AI Cost Glossary
Plain-English definitions of the terms used across our calculators.
Token
The unit models read and bill by — roughly ¾ of an English word (~4 characters). Prices are quoted per million tokens.
Input vs output tokens
Input (prompt) tokens are what you send; output (completion) tokens are what the model generates. Output is usually priced 2–5× higher.
Context window
The maximum number of tokens (input + output) a model can handle in one request. Larger windows enable longer documents but can raise cost.
Prompt caching
Reusing a stored prompt prefix so repeated context is billed at a discounted cached rate. See prompt caching explained.
Batch API
An asynchronous mode that trades latency for roughly a 50% discount — ideal for non-urgent bulk jobs.
Embedding
A numeric vector representing text, used for semantic search and retrieval. Embedding models are far cheaper than generation models.
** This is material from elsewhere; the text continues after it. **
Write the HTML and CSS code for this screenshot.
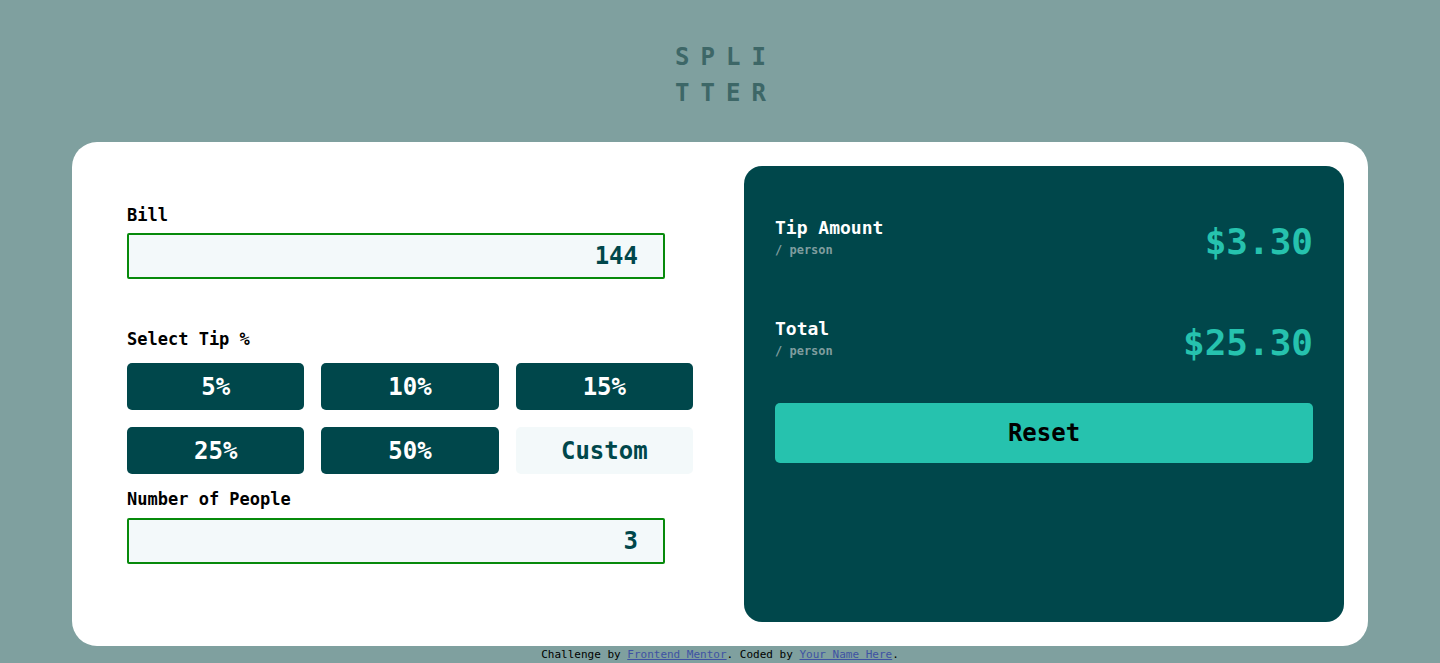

RAG (retrieval-augmented generation)
Searching a knowledge base for relevant chunks and passing them to the model as context before it answers. See the RAG cost calculator.
Reranker
A model that re-orders retrieved chunks by relevance, letting you retrieve fewer chunks while keeping quality.
Agent
An LLM system that completes multi-step tasks using planning, tools and retries — typically many model calls per task.
Failure-adjusted cost
Nominal cost divided by success rate, reflecting that you pay for failed attempts too.
Self-hosting
Running an open-weight model on your own GPUs instead of paying a per-token API. See API vs self-hosted.